Records:
>> start

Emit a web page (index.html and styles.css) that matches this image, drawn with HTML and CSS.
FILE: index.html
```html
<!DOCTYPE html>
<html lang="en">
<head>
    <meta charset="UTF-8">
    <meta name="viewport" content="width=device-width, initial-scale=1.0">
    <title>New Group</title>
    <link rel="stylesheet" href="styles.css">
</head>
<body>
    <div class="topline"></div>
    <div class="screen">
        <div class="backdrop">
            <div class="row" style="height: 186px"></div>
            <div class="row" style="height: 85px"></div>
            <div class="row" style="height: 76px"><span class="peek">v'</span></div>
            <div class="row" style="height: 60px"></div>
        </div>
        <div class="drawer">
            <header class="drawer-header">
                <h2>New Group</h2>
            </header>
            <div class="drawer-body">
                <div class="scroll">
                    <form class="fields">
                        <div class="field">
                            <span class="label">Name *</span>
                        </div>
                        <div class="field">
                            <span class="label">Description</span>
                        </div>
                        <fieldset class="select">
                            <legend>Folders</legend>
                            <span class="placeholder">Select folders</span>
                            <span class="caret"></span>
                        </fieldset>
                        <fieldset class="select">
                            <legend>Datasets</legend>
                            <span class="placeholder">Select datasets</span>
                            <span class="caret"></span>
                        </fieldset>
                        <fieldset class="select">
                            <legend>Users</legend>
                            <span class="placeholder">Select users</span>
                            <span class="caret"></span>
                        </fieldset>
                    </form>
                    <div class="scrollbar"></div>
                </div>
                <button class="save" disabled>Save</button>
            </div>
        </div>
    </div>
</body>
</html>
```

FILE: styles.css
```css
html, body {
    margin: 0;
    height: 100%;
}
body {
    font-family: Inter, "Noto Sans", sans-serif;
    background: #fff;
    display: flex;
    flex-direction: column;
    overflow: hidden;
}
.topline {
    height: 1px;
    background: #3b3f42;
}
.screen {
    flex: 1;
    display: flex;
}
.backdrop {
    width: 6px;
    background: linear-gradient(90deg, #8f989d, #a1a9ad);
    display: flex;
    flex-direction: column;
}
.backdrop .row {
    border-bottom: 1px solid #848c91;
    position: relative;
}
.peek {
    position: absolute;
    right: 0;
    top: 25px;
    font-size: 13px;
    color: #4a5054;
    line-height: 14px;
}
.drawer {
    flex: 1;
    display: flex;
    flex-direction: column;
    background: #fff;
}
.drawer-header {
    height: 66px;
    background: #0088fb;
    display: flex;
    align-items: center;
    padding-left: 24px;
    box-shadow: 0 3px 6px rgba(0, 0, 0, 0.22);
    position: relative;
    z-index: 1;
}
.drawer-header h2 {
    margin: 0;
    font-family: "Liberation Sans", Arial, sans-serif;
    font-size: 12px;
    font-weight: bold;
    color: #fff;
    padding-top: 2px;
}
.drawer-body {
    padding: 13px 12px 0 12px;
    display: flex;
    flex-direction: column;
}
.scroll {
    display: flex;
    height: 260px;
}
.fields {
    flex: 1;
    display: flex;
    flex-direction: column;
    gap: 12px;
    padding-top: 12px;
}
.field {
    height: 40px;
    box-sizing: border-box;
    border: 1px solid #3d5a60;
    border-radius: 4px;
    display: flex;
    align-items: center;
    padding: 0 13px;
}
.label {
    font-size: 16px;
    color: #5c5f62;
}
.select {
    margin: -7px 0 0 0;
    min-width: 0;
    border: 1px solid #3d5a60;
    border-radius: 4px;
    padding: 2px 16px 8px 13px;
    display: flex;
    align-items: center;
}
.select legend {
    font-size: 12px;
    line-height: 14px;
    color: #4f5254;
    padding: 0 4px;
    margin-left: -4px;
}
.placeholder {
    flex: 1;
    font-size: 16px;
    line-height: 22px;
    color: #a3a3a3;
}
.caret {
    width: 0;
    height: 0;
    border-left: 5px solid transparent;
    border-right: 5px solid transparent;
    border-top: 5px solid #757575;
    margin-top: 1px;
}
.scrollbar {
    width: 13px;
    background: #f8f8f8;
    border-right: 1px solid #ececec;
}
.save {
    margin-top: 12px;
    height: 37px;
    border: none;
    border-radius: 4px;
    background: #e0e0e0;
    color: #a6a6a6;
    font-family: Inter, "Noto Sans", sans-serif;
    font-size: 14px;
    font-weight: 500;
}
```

>> end
>> start

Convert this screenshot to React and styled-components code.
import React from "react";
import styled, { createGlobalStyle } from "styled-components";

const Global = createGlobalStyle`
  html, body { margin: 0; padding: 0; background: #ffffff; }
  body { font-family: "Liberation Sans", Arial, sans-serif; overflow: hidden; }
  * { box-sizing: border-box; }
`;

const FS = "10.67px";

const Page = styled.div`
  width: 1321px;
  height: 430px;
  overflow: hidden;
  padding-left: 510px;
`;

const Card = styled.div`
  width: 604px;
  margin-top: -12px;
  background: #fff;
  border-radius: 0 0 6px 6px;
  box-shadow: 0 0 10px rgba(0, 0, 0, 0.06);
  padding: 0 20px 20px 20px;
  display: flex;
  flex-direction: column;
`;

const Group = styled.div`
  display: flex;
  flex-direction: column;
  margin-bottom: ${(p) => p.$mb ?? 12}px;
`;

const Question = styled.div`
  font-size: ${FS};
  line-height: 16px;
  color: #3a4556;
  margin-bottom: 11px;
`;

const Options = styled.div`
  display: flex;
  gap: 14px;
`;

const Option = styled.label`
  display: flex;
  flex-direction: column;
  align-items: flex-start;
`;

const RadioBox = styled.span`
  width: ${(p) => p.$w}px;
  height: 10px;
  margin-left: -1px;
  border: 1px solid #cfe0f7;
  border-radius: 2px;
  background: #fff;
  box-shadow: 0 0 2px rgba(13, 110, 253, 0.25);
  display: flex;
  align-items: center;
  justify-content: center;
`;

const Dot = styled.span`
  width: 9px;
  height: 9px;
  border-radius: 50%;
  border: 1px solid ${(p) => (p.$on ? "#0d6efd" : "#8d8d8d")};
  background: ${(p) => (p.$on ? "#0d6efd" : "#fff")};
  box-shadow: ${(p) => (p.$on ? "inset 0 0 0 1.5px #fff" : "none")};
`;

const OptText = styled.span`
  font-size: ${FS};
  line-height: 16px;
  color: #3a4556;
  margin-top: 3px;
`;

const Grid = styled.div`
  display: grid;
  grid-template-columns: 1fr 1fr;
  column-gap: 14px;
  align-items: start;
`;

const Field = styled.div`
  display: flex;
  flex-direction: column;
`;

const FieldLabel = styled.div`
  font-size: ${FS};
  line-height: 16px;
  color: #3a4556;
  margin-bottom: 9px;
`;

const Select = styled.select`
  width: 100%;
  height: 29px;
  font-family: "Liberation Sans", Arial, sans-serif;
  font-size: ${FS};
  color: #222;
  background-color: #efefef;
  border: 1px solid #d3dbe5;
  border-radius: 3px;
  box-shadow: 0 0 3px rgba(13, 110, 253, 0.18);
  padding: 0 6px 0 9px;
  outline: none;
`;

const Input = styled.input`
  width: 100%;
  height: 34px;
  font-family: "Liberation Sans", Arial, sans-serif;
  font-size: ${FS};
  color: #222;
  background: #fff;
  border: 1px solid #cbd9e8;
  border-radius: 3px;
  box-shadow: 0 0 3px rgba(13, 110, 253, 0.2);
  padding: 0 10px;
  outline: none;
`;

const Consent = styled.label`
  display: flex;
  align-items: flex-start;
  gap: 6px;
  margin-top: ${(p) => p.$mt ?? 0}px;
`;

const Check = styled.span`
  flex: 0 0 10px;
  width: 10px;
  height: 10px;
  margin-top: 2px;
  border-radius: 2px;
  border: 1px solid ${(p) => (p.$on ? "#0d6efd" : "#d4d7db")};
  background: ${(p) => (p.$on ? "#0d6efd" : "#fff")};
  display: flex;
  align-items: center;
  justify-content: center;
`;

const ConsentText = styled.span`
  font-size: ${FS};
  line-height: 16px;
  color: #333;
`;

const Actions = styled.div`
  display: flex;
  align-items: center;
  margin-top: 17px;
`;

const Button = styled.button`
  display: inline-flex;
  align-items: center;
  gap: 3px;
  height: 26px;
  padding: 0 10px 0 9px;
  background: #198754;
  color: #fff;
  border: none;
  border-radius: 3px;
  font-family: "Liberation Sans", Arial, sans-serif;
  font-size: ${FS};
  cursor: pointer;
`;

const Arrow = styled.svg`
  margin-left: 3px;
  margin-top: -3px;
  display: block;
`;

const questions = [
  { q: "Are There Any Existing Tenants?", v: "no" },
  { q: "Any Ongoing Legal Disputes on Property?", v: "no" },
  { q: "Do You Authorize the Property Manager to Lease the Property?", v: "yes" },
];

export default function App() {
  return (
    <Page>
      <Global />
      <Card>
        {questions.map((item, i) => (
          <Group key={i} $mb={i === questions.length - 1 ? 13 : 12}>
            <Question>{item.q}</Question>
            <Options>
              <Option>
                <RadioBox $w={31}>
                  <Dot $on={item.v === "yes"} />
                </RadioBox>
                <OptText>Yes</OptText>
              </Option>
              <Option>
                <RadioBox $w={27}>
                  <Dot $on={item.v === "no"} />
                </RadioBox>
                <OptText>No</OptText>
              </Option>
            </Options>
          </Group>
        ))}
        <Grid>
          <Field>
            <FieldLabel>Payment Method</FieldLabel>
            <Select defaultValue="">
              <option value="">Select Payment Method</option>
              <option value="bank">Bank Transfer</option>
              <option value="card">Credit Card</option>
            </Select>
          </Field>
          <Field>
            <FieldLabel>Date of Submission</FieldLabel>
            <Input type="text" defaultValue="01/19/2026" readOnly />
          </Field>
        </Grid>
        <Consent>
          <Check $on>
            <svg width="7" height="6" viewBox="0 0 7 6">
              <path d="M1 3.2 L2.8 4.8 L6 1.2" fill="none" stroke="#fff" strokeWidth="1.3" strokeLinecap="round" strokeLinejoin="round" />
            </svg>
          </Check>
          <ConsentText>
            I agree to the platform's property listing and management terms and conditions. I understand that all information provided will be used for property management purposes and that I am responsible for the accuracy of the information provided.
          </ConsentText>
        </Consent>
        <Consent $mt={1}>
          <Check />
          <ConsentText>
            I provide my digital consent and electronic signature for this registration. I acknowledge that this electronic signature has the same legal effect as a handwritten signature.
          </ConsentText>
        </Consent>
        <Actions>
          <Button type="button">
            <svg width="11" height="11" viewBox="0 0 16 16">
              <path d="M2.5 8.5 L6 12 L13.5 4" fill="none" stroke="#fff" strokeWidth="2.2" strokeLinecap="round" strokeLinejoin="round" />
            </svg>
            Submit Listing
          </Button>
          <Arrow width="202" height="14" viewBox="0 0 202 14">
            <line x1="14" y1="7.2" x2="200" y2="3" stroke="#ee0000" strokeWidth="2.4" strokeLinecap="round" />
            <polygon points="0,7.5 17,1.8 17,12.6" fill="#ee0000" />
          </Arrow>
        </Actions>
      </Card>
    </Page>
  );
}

>> end

### [REQUIRED TASK]
Using the entries above, find all lines with "React". Copy them.

### [THE ANSWER]
Convert this screenshot to React and styled-components code.
import React from "react";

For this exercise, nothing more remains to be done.